Les forces aériennes devraient disposer, au 1er juillet 1976, de 38 escadres tactiques : 22 pour l’US Air Force, 13 pour la marine, 3 pour l’USMC. Le projet de budget FY-76 prévoit en particulier l’entrée en formations des chasseurs de supériorité McDonnell Douglas F-15 Eagle (108 appareils demandés pour l’USAF) et Grumman F-14 Tomcat (36 demandés pour la Navy).
Maintenue sans modification à 74 appareils Lockheed C-5A Galaxy et 240 quadriréacteurs Lockheed C-141 Starlifter, la flotte du transport aérien stratégique devrait voir le rayon d’action de ses appareils fortement accru par la capacité de ravitaillement en vol (effective dès maintenant sur les C-5A après complément de formation des navigants ; dispositifs en cours d’installation sur les C-141). Il n’est pas prévu de modification sensible pour les moyens du transport maritime stratégique (environ 65 bâtiments).
Une augmentation budgétaire de 12 % est demandée pour les forces des réserves : une diminution de 47 000 personnels devrait ramener le total de ces forces à 914 000 h.
La part demandée pour la recherche et le développement est accrue par rapport à l’exercice précédent : 9,36 Md$ contre 7,7. Parmi les principaux programmes, cinq devraient recevoir les crédits permettant de poursuivre l’effort technologique jugé nécessaire pour maintenir l’avance prise par les États-Unis dans le domaine des armements stratégiques offensifs : le projet Trident (sous-marin nucléaire et missile), le bombardier Rockwell B-1 Lancer, le missile nucléaire de croisière (USAF et US Navy), l’amélioration des Missiles balistiques intercontinentaux (ICBM) Minuteman et la mise au point d’un nouveau missile intercontinental (M-X).
Le projet de budget de défense FY-16 continue la tradition des budgets présentés depuis la fin de l’engagement au Vietnam en assurant une part spécialement importante aux rémunérations des personnels.

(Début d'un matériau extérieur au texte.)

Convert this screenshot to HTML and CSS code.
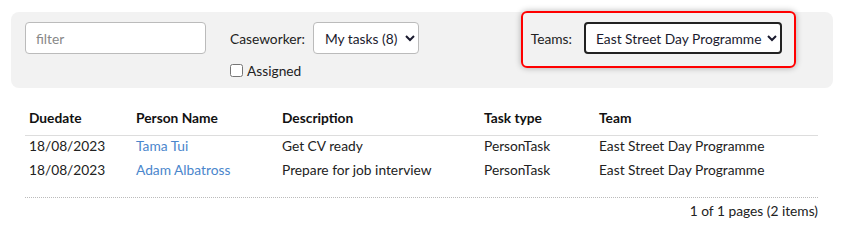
FILE: index.html
```html
<!DOCTYPE html>
<html>
<head>
<meta charset="utf-8">
<link rel="stylesheet" href="styles.css">
</head>
<body>
<div class="page">
  <div class="panel">
    <input class="filter" type="text" placeholder="filter">
    <div class="case">
      <div class="case-row">
        <label class="lbl">Caseworker:</label>
        <select class="sel sel-case"><option>My tasks (8)</option></select>
      </div>
      <label class="assigned"><input type="checkbox" class="chk"><span>Assigned</span></label>
    </div>
    <div class="teams">
      <label class="lbl">Teams:</label>
      <select class="sel sel-team"><option>East Street Day Programme</option></select>
    </div>
  </div>
  <table class="grid">
    <colgroup>
      <col class="c1"><col class="c2"><col class="c3"><col class="c4"><col>
    </colgroup>
    <thead>
      <tr><th>Duedate</th><th>Person Name</th><th>Description</th><th>Task type</th><th>Team</th></tr>
    </thead>
    <tbody>
      <tr><td>18/08/2023</td><td><a href="#">Tama Tui</a></td><td>Get CV ready</td><td>PersonTask</td><td>East Street Day Programme</td></tr>
      <tr><td>18/08/2023</td><td><a href="#">Adam Albatross</a></td><td>Prepare for job interview</td><td>PersonTask</td><td>East Street Day Programme</td></tr>
    </tbody>
  </table>
  <div class="pager">1 of 1 pages (2 items)</div>
</div>
</body>
</html>
```
FILE: styles.css
```css
html, body { margin: 0; padding: 0; background: #fff; }
body { font-family: Lato, "Noto Sans", sans-serif; font-size: 13.75px; color: #222; }
.page { padding: 12px 9px 0 11px; }
.panel {
  background: #f2f2f2;
  border-radius: 8px;
  height: 76px;
  box-sizing: border-box;
  padding: 10px 14px;
  display: flex;
  align-items: flex-start;
}
.filter {
  width: 181px; height: 32px; box-sizing: border-box;
  border: 1px solid #bbb; border-radius: 4px;
  padding: 0 10px; font: inherit; color: #222; background: #fff;
}
.filter::placeholder { color: #888; }
.case { margin-left: 24px; display: flex; flex-direction: column; }
.case-row { display: flex; align-items: center; gap: 8px; }
.lbl { color: #222; }
.sel {
  height: 32px; box-sizing: border-box; font: inherit;
  background: #fff; border-radius: 4px; color: #1a1a2e;
}
.sel-case { width: 106px; border: 1px solid #bbb; padding: 0 1px 0 7px; }
.assigned { display: flex; align-items: center; margin-top: 8px; height: 16px; }
.chk { margin: 0 4px 0 0; width: 13px; height: 13px; }
.teams {
  margin-left: auto; margin-right: 23px; margin-top: -11px;
  border: 2px solid #f00; border-radius: 6px;
  box-shadow: 0 0 6px rgba(0,0,0,0.3);
  padding: 9px 12px 12px 8px;
  display: flex; align-items: center; gap: 12px;
}
.sel-team { width: 198px; border: 2px solid #222; padding: 0 2px 0 6px; }
.grid {
  margin: 19px 15px 0 14px;
  width: 793px; border-collapse: collapse; table-layout: fixed;
}
.c1 { width: 107px; }
.c2 { width: 146px; }
.c3 { width: 202px; }
.c4 { width: 115px; }
.grid th, .grid td { text-align: left; padding: 0 4px; white-space: nowrap; }
.grid th { font-weight: bold; line-height: 22px; padding-bottom: 6px; border-bottom: 1px solid #ddd; color: #111; }
.grid td { line-height: 20px; padding-bottom: 4px; }
.grid a { color: #4a86cc; text-decoration: none; }
.pager {
  margin: 13px 15px 0 14px; width: 793px;
  border-top: 1px dotted #bbb; text-align: right; padding-top: 1px; line-height: 24px;
}
```
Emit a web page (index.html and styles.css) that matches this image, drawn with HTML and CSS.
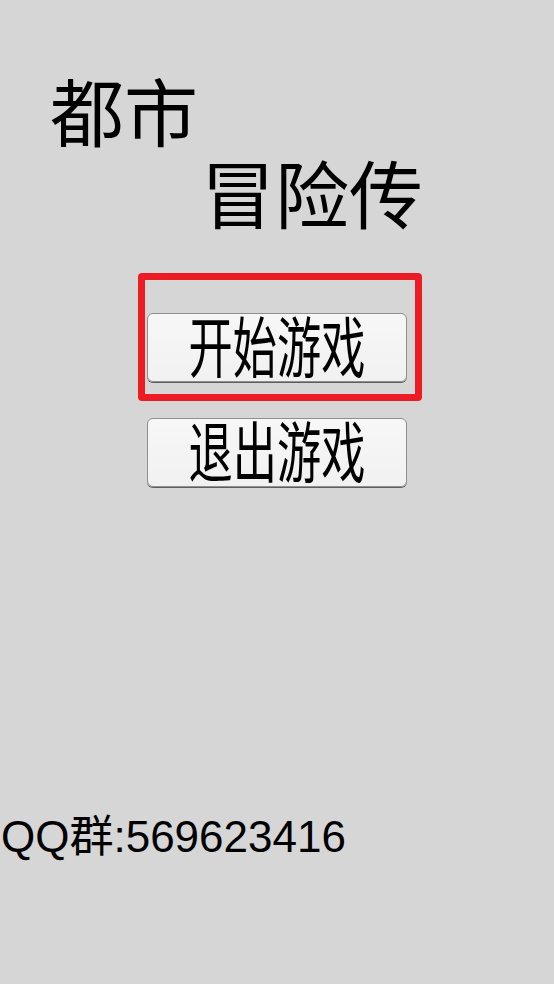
FILE: index.html
```html
<!DOCTYPE html>
<html lang="zh-CN">
<head>
<meta charset="utf-8">
<title>都市冒险传</title>
<link rel="stylesheet" href="styles.css">
</head>
<body>
  <main class="screen">
    <h1 class="title">
      <span class="title-line first">都市</span>
      <span class="title-line second">冒险传</span>
    </h1>

    <nav class="menu">
      <div class="highlight">
        <button class="btn" type="button"><span class="btn-label">开始游戏</span></button>
      </div>
      <button class="btn btn-quit" type="button"><span class="btn-label">退出游戏</span></button>
    </nav>

    <p class="qq">QQ群:569623416</p>
  </main>
</body>
</html>
```
FILE: styles.css
```css
html, body {
  margin: 0;
  padding: 0;
}

body {
  background: #d6d6d6;
  color: #000;
  font-family: "Noto Sans CJK SC", "Noto Sans", sans-serif;
}

.screen {
  width: 554px;
  height: 984px;
  display: flex;
  flex-direction: column;
  overflow: hidden;
}

/* two-line game title, second line pushed right */
.title {
  margin: 0;
  padding-top: 68px;
  font-size: 74px;
  font-weight: 400;
  line-height: 82px;
}

.title-line {
  display: block;
}

.title-line.first {
  padding-left: 50px;
}

.title-line.second {
  padding-left: 201px;
}

/* menu buttons */
.menu {
  margin-top: 41px;
  padding-left: 138px;
  display: flex;
  flex-direction: column;
  align-items: flex-start;
}

.highlight {
  border: 7px solid #ed1c24;
  border-radius: 4px;
  padding: 33px 8px 12px 2px;
}

.btn {
  width: 260px;
  height: 69px;
  padding: 0;
  margin: 0;
  display: flex;
  align-items: center;
  justify-content: center;
  background: linear-gradient(#f7f7f7, #f1f1f1);
  border: 1px solid #8f8f8f;
  border-radius: 6px;
  box-shadow: 0 1px 0 #5e5e5e;
  font-family: "Noto Sans CJK SC", sans-serif;
  color: #000;
  cursor: pointer;
}

.btn-quit {
  margin-top: 17px;
  margin-left: 9px;
}

.btn-label {
  display: inline-block;
  font-size: 66px;
  line-height: 1;
  transform: translateY(-5px) scaleX(0.67);
  white-space: nowrap;
}

.qq {
  margin: auto 0 122px 0;
  padding-left: 1px;
  font-family: "Liberation Sans", Arial, "Noto Sans CJK SC", sans-serif;
  font-size: 44px;
  line-height: 50px;
}
```
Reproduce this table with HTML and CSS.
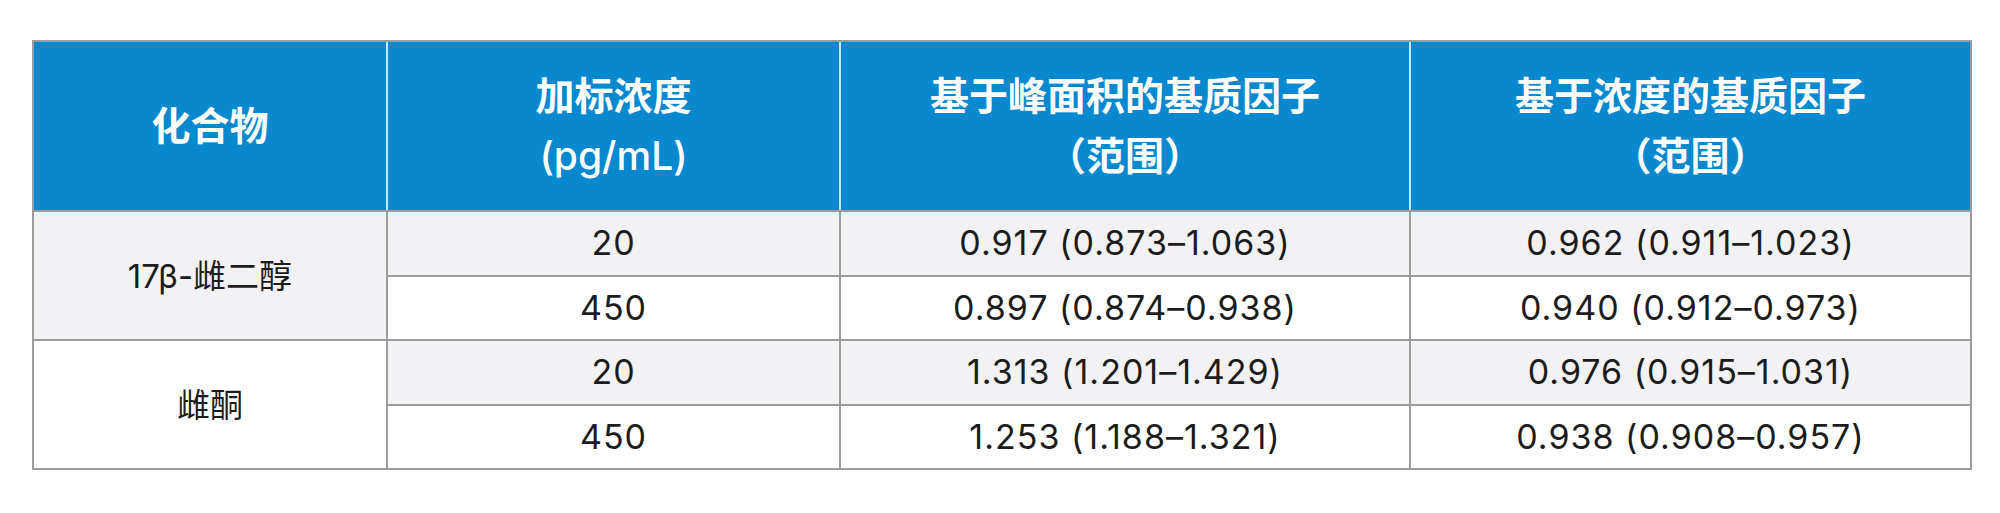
FILE: index.html
```html
<!DOCTYPE html>
<html lang="zh-CN">
<head>
<meta charset="utf-8">
<title>基质因子</title>
<link rel="stylesheet" href="styles.css">
</head>
<body>
<table class="mf">
  <colgroup>
    <col class="c1"><col class="c2"><col class="c3"><col class="c4">
  </colgroup>
  <thead>
    <tr class="head">
      <th>化合物</th>
      <th>加标浓度<br><span class="unit">(pg/mL)</span></th>
      <th>基于峰面积的基质因子<br>（范围）</th>
      <th>基于浓度的基质因子<br>（范围）</th>
    </tr>
  </thead>
  <tbody>
    <tr class="shade">
      <td rowspan="2" class="name">17β-雌二醇</td>
      <td class="num">20</td>
      <td class="num">0.917 (0.873–1.063)</td>
      <td class="num">0.962 (0.911–1.023)</td>
    </tr>
    <tr>
      <td class="num">450</td>
      <td class="num">0.897 (0.874–0.938)</td>
      <td class="num">0.940 (0.912–0.973)</td>
    </tr>
    <tr class="shade">
      <td rowspan="2" class="name plain">雌酮</td>
      <td class="num">20</td>
      <td class="num">1.313 (1.201–1.429)</td>
      <td class="num">0.976 (0.915–1.031)</td>
    </tr>
    <tr>
      <td class="num">450</td>
      <td class="num">1.253 (1.188–1.321)</td>
      <td class="num">0.938 (0.908–0.957)</td>
    </tr>
  </tbody>
</table>
</body>
</html>
```
FILE: styles.css
```css
html, body {
  margin: 0;
  padding: 0;
  background: #ffffff;
}
body {
  padding: 40px 0 0 32px;
  font-family: Inter, "Noto Sans CJK SC", sans-serif;
}
.mf {
  border-collapse: collapse;
  table-layout: fixed;
  width: 1938px;
  border: 2px solid #9c9c9c;
}
.c1 { width: 354px; }
.c2 { width: 453px; }
.c3 { width: 570px; }
.c4 { width: 561px; }
.head {
  height: 170px;
  background: #0788cf;
}
.head th {
  color: #ffffff;
  font-size: 39px;
  font-weight: 700;
  line-height: 60px;
  text-align: center;
  vertical-align: middle;
  padding: 0;
  border-left: 2px solid #c4e8f8;
  border-bottom: 2px solid #9c9c9c;
  border-top: 2px solid #9c9c9c;
}
.head th:first-child {
  border-left: 2px solid #9c9c9c;
}
.unit {
  font-weight: 500;
}
tbody tr {
  height: 64.5px;
  background: #ffffff;
}
tbody tr.shade {
  background: #f2f2f4;
}
tbody td {
  font-size: 33px;
  color: #1c1c1c;
  text-align: center;
  vertical-align: middle;
  padding: 0;
  border: 2px solid #9c9c9c;
  line-height: 40px;
}
tbody td.num {
  font-size: 34px;
  letter-spacing: 1px;
}
tbody td.name {
  background: #f2f2f4;
}
tbody td.name.plain {
  background: #ffffff;
}
```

Il met l’accent sur l’accroissement de capacité des forces d’emploi général plutôt que sur l’amélioration des systèmes nucléaires stratégiques. Il maintient les orientations prises les années précédentes en matière de recherche et de développement des armements stratégiques, marquant bien ainsi la volonté des États-Unis de suivre le rythme qui leur serait éventuellement imposé dans ce domaine par l’URSS.
Les différents chapitres du budget de défense seront, cette année encore, âprement discutés par les Commissions spécialisées du Congrès, et des amputations viendront inévitablement limiter dans plusieurs secteurs les possibilités de la Défense. Pour atténuer l’ampleur de ces amputations, la Maison-Blanche et le Pentagone ne se contenteront sans doute plus de faire valoir l’inquiétante amélioration du potentiel des forces soviétiques : l’évocation des incidences défavorables sur l’économie et l’emploi, d’une diminution des commandes militaires, pourrait apparaître plus convaincante pour le nouveau Congrès, dans le contexte actuel. ♦
(1) Dénommé aux États-Unis FY-76, et couvrant la période du 1er juillet 1975 au 30 juin 1976.
(2) L’année budgétaire débutera le 1er octobre à partir de 1976 (FY-77).
(3) 386 Md$ en autorisations d’engagement de dépenses et 350 Md$ en dépenses pour l’année.
(4) Niveaux estimés pour le terme de FY-75.
(5) 34,2 % pour FY-76, 31,6 % pour FY-75.